• _Problem_
Print exactly the lines from the first one down to the line that contains "string; checked: boolean", both included, and skip the pictures.

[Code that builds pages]
********
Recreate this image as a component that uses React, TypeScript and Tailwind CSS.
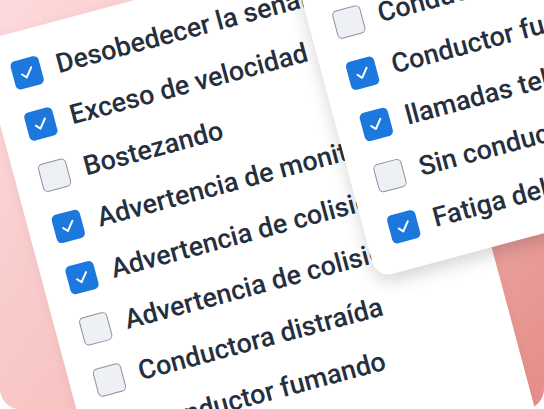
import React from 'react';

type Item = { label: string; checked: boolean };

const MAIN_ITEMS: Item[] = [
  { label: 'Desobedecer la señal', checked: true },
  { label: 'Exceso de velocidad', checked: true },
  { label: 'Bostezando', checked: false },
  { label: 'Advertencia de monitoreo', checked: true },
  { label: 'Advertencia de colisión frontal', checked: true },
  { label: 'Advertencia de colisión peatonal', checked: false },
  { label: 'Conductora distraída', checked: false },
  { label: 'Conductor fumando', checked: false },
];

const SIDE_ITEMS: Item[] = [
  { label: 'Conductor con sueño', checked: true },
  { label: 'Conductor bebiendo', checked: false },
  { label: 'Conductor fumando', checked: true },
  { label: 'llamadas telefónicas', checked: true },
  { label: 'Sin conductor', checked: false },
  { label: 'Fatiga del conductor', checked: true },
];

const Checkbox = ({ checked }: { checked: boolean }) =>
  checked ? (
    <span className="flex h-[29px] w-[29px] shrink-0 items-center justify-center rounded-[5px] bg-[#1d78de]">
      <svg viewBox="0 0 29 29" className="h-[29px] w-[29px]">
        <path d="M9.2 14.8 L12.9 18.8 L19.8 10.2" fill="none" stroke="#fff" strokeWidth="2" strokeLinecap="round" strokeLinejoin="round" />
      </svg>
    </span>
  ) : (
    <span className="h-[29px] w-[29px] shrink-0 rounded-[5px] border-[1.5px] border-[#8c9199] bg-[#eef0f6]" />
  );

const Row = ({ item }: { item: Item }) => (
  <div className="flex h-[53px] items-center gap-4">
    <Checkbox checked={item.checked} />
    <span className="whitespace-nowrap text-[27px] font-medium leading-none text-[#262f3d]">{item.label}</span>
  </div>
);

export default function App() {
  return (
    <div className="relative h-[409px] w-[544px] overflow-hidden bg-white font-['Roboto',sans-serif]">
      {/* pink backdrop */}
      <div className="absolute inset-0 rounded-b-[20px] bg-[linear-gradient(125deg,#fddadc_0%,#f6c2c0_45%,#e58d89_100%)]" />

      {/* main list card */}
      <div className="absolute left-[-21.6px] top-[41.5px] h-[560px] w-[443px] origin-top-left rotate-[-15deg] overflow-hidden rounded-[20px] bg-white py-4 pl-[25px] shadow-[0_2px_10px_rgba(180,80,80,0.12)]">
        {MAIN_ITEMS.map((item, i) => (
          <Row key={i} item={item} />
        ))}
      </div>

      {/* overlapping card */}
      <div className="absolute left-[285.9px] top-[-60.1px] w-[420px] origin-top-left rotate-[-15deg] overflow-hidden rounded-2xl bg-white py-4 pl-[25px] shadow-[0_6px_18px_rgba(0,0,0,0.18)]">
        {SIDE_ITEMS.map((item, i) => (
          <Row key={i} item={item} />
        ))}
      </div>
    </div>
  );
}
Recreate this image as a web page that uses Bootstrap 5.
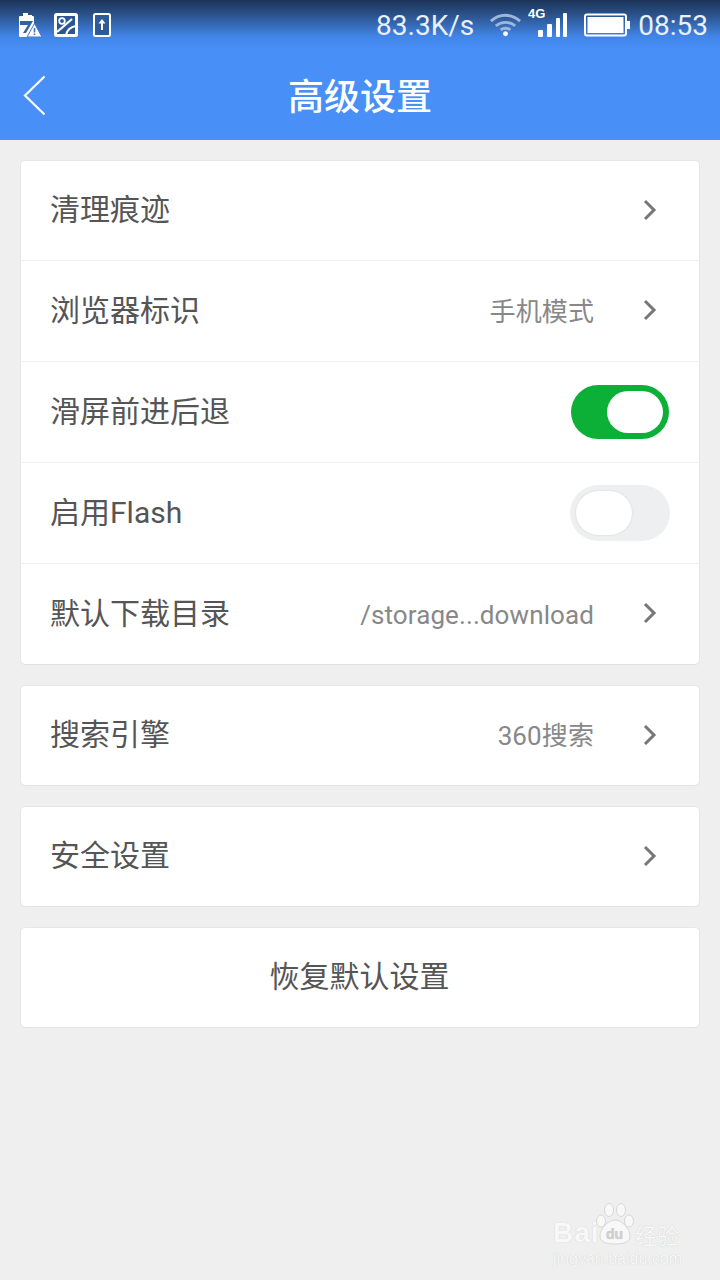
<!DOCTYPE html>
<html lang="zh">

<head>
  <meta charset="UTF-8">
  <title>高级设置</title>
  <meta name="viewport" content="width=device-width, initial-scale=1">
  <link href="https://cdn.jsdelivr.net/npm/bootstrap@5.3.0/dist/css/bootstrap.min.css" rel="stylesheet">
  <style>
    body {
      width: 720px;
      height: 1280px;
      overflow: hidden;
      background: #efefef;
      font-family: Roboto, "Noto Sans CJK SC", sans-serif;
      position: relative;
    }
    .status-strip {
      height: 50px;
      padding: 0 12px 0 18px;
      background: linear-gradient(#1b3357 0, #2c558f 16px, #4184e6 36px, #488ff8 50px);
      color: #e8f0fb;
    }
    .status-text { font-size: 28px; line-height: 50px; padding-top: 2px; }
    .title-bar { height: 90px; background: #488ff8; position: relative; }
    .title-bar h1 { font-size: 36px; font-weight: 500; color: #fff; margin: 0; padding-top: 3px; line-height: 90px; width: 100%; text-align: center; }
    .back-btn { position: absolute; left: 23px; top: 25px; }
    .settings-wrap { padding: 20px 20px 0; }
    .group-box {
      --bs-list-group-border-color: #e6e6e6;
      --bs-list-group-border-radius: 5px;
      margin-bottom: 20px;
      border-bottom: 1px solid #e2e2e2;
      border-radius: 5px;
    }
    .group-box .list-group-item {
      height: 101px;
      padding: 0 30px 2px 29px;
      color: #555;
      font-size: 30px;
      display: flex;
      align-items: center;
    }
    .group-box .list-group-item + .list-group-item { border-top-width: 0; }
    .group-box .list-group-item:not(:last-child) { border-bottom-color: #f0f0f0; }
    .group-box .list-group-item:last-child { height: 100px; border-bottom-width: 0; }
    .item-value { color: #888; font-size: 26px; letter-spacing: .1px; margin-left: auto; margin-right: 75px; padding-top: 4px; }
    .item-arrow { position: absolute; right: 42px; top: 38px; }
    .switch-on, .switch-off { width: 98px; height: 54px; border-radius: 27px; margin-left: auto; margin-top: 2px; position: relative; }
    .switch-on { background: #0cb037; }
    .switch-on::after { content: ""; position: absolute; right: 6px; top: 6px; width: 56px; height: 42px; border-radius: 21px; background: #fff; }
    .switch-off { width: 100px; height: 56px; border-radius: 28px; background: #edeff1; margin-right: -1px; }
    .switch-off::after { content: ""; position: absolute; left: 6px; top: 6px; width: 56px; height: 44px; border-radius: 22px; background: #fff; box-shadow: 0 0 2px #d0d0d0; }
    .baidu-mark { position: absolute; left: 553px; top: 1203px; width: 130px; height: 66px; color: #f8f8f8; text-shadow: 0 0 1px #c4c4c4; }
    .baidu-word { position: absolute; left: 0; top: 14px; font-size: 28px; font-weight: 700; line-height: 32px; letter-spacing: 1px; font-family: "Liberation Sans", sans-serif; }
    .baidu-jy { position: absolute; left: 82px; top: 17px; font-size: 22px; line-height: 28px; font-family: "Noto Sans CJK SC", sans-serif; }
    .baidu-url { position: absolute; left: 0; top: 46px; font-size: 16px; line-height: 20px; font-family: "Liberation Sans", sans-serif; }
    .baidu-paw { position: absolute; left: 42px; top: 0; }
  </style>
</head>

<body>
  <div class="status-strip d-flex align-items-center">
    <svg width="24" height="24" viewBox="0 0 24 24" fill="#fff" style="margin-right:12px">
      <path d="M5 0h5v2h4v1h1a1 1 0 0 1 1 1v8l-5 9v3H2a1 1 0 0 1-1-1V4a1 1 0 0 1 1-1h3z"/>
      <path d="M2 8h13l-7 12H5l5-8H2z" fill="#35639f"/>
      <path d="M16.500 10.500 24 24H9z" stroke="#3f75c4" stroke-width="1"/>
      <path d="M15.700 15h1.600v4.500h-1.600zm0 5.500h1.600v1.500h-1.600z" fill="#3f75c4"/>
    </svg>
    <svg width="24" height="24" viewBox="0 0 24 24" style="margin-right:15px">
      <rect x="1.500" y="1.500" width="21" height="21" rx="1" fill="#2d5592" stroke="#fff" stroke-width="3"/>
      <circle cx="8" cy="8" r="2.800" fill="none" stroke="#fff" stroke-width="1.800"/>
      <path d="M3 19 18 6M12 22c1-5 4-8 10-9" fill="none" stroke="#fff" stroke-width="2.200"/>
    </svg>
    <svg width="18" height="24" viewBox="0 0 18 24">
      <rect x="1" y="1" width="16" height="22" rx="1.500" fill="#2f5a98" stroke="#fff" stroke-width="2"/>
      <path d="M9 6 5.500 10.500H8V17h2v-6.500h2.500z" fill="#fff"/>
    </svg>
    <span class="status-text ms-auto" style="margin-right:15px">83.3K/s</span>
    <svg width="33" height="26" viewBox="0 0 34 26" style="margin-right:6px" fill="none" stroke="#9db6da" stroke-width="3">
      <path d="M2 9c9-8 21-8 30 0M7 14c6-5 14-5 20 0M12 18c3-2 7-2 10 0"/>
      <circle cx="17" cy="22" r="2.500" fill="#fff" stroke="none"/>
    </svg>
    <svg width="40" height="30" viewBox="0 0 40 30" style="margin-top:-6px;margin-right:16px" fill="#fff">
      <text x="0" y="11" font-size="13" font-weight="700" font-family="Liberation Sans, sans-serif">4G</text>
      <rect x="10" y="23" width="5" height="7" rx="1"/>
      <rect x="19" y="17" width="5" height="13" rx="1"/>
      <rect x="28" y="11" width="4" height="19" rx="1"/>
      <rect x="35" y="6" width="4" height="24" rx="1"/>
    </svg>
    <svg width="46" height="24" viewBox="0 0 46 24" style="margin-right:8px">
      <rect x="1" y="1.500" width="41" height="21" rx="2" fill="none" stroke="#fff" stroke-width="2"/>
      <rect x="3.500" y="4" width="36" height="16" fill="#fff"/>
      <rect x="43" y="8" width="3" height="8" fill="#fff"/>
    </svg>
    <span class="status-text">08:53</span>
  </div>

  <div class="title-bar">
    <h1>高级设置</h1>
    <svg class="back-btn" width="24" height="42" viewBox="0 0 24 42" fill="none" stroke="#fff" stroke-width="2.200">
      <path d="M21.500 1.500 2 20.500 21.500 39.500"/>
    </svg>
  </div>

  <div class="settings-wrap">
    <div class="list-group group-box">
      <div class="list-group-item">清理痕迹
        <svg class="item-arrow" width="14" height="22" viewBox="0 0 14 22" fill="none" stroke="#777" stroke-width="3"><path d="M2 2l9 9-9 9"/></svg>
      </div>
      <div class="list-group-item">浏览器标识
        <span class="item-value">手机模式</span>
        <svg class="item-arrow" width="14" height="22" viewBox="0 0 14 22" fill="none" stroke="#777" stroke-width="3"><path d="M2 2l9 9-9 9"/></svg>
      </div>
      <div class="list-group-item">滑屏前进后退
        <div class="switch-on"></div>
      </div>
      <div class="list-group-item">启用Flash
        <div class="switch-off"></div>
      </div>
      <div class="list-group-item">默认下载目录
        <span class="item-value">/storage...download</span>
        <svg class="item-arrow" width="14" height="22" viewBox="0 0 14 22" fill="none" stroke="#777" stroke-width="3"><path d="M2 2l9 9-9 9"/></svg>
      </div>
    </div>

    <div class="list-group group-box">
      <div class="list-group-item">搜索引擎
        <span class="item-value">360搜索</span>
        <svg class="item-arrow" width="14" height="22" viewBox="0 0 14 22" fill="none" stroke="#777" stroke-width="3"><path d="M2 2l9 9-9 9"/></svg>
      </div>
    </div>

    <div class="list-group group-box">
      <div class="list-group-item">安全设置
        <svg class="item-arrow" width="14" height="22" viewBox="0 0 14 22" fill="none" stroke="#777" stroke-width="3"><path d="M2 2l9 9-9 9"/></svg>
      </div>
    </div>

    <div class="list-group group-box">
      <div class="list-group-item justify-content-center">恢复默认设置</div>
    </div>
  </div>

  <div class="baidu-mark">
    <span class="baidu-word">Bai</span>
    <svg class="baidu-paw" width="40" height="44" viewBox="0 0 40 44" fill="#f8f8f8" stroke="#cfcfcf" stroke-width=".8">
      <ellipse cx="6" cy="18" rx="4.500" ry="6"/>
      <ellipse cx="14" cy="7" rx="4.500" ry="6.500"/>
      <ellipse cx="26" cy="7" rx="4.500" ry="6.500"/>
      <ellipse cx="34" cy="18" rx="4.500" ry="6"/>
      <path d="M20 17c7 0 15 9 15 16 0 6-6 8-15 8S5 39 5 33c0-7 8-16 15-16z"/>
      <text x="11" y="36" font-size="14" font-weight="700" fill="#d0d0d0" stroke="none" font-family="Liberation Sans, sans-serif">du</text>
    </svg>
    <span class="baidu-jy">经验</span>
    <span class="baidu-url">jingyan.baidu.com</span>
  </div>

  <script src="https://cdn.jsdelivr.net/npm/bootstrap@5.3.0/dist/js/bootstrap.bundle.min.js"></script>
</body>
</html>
********
• _Written solution_
Recreate this image as a component that uses React, TypeScript and Tailwind CSS.
import React from 'react';

type Item = { label: string; checked: boolean };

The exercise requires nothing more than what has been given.